■ Source data:
——————
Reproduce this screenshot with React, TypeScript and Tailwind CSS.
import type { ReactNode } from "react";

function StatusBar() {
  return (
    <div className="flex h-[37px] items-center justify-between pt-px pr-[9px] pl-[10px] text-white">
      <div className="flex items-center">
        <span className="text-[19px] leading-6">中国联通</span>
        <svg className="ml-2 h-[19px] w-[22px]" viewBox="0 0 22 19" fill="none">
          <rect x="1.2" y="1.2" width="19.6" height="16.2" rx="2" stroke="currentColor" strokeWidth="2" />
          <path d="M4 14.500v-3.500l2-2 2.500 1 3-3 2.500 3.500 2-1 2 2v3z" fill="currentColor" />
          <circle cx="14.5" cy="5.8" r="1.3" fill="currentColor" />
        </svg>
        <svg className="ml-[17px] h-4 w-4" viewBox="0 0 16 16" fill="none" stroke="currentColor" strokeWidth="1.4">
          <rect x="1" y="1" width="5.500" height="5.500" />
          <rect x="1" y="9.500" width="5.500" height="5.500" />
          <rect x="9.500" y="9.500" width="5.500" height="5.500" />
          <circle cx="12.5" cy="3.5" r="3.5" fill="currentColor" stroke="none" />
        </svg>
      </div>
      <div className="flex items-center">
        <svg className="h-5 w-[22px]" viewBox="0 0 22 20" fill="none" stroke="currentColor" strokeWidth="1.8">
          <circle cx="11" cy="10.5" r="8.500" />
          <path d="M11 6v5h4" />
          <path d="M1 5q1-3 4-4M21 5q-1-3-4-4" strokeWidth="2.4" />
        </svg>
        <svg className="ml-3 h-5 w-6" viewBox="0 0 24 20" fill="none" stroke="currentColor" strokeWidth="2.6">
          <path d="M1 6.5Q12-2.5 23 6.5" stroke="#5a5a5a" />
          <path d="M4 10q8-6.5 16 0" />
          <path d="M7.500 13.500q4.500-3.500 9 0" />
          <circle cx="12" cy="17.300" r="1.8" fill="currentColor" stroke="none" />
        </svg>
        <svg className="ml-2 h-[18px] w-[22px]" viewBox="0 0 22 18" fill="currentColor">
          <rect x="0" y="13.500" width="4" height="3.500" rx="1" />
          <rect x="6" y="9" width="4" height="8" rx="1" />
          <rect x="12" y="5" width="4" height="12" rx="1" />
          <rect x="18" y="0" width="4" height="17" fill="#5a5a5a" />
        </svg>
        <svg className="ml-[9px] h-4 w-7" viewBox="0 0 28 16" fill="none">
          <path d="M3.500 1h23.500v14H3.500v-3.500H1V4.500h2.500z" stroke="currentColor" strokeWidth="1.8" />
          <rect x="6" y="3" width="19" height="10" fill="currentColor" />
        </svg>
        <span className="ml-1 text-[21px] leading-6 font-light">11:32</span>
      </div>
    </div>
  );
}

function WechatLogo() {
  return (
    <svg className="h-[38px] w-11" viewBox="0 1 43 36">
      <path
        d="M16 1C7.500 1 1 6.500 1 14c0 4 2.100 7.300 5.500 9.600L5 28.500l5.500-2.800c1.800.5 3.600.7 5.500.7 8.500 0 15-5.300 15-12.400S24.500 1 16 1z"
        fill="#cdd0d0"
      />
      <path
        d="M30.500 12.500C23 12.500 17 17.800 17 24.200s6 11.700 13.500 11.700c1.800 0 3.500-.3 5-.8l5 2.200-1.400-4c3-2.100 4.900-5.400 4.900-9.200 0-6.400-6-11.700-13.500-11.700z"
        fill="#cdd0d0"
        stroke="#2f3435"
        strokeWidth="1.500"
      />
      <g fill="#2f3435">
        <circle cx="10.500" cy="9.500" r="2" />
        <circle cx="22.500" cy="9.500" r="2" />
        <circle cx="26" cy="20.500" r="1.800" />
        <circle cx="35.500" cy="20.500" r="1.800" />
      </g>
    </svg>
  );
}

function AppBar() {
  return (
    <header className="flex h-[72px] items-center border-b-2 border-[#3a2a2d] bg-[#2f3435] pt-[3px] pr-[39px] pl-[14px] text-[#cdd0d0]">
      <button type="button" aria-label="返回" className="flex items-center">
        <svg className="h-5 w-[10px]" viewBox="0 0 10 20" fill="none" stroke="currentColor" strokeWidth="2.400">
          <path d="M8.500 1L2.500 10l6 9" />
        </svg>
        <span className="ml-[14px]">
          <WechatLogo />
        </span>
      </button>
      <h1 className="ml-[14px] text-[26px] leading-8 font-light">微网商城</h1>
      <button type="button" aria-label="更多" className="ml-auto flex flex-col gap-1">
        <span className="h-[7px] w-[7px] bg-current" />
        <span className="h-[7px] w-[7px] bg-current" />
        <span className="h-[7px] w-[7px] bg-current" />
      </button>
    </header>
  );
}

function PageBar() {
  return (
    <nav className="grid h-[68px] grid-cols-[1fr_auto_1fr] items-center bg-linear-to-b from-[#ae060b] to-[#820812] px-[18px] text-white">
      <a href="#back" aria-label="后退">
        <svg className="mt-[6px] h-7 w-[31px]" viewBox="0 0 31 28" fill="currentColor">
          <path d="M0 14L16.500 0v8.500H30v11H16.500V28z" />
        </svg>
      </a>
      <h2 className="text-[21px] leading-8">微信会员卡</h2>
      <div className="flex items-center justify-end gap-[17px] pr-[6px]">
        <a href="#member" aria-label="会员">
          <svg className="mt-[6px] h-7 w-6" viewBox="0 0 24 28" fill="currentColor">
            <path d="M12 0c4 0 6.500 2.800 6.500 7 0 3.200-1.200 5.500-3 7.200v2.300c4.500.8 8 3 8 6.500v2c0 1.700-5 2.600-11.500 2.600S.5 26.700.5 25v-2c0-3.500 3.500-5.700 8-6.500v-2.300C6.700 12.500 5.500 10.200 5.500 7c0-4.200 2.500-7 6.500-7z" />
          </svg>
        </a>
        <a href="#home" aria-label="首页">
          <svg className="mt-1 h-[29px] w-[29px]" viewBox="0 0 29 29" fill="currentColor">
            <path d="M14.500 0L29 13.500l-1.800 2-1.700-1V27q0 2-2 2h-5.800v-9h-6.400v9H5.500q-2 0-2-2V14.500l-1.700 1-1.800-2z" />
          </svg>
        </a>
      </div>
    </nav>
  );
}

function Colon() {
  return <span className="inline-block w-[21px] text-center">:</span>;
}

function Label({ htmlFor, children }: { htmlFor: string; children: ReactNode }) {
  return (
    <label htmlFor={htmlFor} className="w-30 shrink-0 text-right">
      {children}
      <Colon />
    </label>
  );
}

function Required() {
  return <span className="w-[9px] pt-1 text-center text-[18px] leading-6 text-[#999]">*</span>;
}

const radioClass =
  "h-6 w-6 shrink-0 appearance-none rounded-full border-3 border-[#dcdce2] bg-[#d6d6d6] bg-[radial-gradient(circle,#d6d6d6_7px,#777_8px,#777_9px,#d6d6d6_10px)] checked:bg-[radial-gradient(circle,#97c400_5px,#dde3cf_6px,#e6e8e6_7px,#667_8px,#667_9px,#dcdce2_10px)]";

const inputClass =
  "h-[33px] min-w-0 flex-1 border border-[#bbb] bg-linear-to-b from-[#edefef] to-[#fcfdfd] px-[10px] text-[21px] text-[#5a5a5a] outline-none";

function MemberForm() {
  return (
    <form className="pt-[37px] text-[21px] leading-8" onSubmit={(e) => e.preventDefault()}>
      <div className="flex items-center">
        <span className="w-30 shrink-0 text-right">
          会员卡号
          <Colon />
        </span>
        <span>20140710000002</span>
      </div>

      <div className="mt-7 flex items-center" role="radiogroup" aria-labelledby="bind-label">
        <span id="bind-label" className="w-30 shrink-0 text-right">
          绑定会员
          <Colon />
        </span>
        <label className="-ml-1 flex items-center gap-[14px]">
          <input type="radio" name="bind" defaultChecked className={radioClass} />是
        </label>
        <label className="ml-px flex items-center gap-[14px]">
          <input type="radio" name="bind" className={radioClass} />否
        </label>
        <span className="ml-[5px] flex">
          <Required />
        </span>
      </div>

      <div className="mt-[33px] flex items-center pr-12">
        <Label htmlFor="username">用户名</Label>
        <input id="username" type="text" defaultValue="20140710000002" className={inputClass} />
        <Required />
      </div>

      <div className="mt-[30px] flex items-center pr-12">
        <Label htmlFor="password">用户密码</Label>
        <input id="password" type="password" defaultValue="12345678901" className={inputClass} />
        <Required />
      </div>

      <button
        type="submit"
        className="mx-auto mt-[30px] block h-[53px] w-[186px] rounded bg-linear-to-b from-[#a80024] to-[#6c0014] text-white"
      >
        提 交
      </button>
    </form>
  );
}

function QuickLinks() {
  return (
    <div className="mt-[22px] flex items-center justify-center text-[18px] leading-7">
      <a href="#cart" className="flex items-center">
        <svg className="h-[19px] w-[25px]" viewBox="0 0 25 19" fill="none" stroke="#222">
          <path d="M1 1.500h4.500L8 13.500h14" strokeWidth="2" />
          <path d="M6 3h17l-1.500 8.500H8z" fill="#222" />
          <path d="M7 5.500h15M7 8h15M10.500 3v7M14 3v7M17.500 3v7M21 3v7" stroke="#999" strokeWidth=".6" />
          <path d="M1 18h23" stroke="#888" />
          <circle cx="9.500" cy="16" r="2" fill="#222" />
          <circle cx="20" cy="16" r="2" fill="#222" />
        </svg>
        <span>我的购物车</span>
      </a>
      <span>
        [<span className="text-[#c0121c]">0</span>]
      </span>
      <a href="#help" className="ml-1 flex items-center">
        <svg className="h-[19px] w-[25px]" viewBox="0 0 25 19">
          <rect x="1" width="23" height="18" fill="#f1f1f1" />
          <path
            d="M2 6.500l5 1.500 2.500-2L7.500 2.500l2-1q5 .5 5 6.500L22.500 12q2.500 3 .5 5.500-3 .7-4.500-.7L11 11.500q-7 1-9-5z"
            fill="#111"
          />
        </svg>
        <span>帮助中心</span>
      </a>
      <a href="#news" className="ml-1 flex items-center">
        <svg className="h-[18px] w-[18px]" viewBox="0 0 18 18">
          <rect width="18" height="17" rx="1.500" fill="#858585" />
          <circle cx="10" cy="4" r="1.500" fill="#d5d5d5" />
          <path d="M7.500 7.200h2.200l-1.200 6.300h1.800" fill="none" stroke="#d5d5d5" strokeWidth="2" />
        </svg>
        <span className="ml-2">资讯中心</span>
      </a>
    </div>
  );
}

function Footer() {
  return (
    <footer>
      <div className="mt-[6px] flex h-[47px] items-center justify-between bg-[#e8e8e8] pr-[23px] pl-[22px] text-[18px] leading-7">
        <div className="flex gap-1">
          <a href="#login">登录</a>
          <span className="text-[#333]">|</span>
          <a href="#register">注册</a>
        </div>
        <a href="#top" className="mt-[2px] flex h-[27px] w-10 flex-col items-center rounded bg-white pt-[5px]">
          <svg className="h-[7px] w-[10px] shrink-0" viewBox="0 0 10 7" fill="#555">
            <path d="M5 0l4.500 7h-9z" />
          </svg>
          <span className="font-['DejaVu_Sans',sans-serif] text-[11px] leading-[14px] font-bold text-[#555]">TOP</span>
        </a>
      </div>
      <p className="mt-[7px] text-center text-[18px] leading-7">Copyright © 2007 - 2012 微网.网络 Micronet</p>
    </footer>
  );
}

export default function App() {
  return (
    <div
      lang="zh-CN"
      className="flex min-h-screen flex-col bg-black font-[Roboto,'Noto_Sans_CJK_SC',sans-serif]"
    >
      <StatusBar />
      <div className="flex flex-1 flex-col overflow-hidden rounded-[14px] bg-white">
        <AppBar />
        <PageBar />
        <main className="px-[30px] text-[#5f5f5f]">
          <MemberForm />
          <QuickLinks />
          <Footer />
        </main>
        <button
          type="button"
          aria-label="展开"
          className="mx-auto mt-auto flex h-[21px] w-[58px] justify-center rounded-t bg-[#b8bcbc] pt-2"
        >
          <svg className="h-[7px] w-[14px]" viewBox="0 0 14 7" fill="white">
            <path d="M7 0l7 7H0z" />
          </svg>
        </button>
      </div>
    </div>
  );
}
——————
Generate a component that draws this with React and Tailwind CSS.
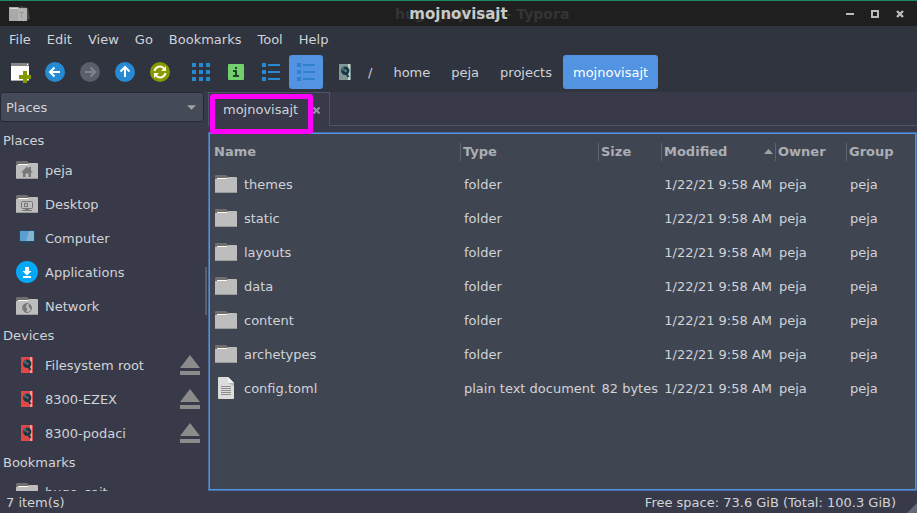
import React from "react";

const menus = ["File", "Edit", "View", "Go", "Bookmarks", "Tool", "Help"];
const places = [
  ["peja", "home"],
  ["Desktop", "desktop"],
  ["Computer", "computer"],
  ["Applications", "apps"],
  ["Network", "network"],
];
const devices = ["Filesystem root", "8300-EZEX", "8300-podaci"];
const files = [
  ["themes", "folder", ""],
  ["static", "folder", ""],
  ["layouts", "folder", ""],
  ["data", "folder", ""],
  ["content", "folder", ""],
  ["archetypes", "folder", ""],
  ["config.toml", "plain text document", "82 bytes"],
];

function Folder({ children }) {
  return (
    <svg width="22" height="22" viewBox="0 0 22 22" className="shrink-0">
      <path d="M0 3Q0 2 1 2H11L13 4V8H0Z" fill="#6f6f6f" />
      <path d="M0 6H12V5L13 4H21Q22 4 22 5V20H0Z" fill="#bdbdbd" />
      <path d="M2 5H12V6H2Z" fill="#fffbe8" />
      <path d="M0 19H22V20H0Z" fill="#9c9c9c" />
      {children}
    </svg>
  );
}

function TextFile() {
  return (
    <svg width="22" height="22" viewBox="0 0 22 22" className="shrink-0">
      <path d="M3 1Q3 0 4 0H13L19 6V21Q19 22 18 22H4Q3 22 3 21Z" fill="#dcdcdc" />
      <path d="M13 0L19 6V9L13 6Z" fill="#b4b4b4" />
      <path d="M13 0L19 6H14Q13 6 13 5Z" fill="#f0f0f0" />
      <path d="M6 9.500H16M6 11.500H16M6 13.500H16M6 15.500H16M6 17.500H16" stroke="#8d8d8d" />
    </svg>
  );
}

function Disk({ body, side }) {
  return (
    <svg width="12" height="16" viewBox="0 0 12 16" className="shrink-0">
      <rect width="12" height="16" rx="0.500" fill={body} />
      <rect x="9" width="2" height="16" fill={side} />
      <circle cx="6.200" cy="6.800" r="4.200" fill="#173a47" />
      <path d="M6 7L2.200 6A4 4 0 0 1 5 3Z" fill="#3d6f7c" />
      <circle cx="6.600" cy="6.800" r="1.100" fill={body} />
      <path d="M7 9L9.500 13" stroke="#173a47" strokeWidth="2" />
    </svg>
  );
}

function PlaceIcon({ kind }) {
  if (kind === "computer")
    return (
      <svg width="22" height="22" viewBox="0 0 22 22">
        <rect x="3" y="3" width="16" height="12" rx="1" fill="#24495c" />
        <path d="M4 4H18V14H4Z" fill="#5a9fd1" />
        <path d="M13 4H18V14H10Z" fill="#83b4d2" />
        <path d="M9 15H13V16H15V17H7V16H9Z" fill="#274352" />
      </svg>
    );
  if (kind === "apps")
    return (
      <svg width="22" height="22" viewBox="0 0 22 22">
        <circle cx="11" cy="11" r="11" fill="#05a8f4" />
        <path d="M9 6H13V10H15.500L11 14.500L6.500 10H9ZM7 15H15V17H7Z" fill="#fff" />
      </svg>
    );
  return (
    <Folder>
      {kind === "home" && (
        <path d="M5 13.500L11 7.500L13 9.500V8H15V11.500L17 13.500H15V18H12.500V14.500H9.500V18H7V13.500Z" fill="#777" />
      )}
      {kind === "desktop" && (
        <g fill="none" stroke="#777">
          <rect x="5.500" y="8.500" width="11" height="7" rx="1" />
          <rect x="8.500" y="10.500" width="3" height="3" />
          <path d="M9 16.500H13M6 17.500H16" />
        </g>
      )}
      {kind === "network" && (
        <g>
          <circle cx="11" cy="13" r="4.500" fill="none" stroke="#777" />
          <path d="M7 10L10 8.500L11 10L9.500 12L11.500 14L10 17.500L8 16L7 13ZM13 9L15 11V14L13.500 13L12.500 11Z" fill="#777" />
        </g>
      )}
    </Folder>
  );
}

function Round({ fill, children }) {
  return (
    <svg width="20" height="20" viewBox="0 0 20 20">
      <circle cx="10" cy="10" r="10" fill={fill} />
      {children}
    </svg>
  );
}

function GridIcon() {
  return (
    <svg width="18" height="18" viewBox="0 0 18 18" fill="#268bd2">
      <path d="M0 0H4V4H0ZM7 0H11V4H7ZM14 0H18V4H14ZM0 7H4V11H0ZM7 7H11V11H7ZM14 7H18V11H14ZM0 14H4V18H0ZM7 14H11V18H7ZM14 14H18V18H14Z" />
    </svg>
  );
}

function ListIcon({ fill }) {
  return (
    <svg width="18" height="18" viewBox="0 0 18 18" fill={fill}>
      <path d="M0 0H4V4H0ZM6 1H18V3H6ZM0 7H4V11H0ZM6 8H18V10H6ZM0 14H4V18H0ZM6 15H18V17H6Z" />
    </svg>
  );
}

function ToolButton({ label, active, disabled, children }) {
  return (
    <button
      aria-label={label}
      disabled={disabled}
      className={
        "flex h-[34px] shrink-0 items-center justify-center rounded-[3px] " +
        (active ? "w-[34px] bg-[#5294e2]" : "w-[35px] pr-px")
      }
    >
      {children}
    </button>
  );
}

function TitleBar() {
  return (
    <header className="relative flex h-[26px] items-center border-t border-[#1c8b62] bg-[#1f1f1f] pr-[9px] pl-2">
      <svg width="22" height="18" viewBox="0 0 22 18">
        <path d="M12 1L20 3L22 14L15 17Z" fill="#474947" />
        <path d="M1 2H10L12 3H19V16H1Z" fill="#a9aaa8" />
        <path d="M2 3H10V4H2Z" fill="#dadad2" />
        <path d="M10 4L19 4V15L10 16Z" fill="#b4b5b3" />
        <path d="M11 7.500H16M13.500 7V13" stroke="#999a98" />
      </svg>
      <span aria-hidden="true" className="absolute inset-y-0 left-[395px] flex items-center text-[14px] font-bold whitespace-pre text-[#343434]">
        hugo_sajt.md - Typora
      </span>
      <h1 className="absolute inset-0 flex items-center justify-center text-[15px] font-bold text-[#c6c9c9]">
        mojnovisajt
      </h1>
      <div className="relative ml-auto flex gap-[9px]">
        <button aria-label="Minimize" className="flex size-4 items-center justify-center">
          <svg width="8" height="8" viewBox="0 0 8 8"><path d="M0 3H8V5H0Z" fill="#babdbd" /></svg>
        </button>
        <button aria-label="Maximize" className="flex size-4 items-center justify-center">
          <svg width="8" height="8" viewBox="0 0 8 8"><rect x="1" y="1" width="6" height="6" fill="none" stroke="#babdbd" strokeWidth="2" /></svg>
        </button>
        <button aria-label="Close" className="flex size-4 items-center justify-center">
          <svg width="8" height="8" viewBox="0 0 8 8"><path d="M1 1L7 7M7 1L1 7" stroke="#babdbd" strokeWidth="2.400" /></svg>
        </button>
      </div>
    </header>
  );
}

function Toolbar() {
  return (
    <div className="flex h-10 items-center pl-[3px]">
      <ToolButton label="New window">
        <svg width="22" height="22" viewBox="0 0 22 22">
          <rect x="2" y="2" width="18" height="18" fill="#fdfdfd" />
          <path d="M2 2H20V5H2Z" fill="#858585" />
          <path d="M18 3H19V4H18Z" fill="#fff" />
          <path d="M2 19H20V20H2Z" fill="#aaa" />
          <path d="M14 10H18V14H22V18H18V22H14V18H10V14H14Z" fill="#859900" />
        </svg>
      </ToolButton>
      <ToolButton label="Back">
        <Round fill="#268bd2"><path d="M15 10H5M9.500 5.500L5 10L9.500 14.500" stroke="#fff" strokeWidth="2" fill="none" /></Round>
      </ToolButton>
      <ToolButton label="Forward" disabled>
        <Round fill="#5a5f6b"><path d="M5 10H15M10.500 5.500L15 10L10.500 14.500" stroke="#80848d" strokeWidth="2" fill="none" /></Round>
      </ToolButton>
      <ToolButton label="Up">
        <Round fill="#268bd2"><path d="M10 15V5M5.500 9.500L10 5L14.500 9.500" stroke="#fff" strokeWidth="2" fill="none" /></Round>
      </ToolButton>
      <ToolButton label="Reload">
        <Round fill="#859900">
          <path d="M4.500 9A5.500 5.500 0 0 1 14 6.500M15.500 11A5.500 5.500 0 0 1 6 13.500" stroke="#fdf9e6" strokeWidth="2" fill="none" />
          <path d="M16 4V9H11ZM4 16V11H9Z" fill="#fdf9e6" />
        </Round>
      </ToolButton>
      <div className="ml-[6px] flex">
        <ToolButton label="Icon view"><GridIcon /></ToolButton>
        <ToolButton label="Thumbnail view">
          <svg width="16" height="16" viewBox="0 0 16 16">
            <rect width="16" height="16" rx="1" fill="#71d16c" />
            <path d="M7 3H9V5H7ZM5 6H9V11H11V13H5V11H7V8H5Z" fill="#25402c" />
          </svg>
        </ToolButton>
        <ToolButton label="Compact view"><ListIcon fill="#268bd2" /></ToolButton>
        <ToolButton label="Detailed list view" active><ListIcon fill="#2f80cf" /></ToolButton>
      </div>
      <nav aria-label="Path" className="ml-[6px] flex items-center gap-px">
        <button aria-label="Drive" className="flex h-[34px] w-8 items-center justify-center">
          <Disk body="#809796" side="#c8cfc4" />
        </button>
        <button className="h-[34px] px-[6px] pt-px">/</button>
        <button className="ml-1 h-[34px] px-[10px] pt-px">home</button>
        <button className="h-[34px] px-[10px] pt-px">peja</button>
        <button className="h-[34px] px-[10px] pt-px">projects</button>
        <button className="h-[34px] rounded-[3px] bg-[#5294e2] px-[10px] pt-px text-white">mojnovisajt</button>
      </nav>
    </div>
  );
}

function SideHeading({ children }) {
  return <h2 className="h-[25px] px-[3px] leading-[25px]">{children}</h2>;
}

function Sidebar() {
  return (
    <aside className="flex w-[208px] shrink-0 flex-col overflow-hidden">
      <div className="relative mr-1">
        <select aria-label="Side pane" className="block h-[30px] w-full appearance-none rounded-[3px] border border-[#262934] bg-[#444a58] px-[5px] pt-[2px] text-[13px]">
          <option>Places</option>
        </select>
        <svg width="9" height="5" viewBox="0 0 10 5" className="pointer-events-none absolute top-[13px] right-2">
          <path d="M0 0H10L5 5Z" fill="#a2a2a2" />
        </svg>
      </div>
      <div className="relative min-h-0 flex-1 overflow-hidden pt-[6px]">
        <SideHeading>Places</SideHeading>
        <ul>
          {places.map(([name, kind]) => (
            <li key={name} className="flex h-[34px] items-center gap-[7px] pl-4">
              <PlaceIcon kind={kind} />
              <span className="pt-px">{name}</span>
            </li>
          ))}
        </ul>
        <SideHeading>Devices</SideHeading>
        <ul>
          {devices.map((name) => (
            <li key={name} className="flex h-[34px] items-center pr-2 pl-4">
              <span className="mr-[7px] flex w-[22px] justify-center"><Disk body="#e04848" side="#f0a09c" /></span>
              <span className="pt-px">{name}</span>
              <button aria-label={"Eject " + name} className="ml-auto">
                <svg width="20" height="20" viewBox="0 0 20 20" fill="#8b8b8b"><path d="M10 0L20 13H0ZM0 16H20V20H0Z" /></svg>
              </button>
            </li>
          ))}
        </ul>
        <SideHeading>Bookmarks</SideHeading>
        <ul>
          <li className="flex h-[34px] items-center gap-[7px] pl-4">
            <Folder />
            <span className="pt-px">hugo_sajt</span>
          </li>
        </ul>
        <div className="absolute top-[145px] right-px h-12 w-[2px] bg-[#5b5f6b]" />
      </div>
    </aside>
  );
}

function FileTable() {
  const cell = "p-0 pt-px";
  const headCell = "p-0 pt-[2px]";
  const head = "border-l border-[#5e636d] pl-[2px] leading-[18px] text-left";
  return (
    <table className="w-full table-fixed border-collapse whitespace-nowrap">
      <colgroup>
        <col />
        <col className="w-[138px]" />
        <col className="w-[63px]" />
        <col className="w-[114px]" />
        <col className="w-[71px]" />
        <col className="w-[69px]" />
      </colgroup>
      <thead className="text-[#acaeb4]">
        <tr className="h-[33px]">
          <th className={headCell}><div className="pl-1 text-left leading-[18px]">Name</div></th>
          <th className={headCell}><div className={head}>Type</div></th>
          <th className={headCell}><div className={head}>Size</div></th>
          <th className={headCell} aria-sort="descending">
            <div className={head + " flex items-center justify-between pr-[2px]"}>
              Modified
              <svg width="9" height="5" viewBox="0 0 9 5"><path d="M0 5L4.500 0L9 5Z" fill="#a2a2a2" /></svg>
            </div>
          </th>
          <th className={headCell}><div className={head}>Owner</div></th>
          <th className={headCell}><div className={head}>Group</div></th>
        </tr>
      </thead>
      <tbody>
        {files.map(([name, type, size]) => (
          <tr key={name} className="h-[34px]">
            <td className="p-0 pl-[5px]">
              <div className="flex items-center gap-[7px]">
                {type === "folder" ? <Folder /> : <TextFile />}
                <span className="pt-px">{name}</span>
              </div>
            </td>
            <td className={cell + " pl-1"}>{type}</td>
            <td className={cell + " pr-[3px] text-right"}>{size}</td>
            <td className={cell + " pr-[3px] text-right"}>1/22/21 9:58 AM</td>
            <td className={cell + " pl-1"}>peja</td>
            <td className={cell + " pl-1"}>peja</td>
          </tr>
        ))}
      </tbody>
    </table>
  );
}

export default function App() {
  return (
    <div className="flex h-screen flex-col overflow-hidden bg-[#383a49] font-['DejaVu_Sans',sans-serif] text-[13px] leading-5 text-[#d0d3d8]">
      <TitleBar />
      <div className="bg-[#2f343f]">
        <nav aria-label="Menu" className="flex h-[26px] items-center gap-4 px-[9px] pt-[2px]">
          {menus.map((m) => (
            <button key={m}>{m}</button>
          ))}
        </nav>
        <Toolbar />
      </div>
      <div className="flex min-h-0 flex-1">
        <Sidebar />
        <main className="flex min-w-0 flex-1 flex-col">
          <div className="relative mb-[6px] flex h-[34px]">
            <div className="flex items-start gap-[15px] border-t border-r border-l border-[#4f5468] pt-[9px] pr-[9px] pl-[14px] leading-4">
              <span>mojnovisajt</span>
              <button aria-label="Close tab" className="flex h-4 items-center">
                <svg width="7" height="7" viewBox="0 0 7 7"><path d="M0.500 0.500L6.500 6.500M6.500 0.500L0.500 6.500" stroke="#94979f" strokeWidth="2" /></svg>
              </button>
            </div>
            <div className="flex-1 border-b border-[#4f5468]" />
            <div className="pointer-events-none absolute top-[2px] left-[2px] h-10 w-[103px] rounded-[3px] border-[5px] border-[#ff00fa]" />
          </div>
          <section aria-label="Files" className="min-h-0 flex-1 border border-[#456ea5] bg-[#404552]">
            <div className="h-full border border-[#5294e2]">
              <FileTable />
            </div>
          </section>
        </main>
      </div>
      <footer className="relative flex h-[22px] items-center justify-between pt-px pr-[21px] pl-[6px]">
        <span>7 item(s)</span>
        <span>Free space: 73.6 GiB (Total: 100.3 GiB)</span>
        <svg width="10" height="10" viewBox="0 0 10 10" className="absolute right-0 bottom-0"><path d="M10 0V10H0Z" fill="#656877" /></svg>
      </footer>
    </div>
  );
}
——————
■ Written problem: Transcribe, leaving out pictures, each line from the one containing "Generate a component" through the one containing "import React from".

■ Response:
Generate a component that draws this with React and Tailwind CSS.
import React from "react";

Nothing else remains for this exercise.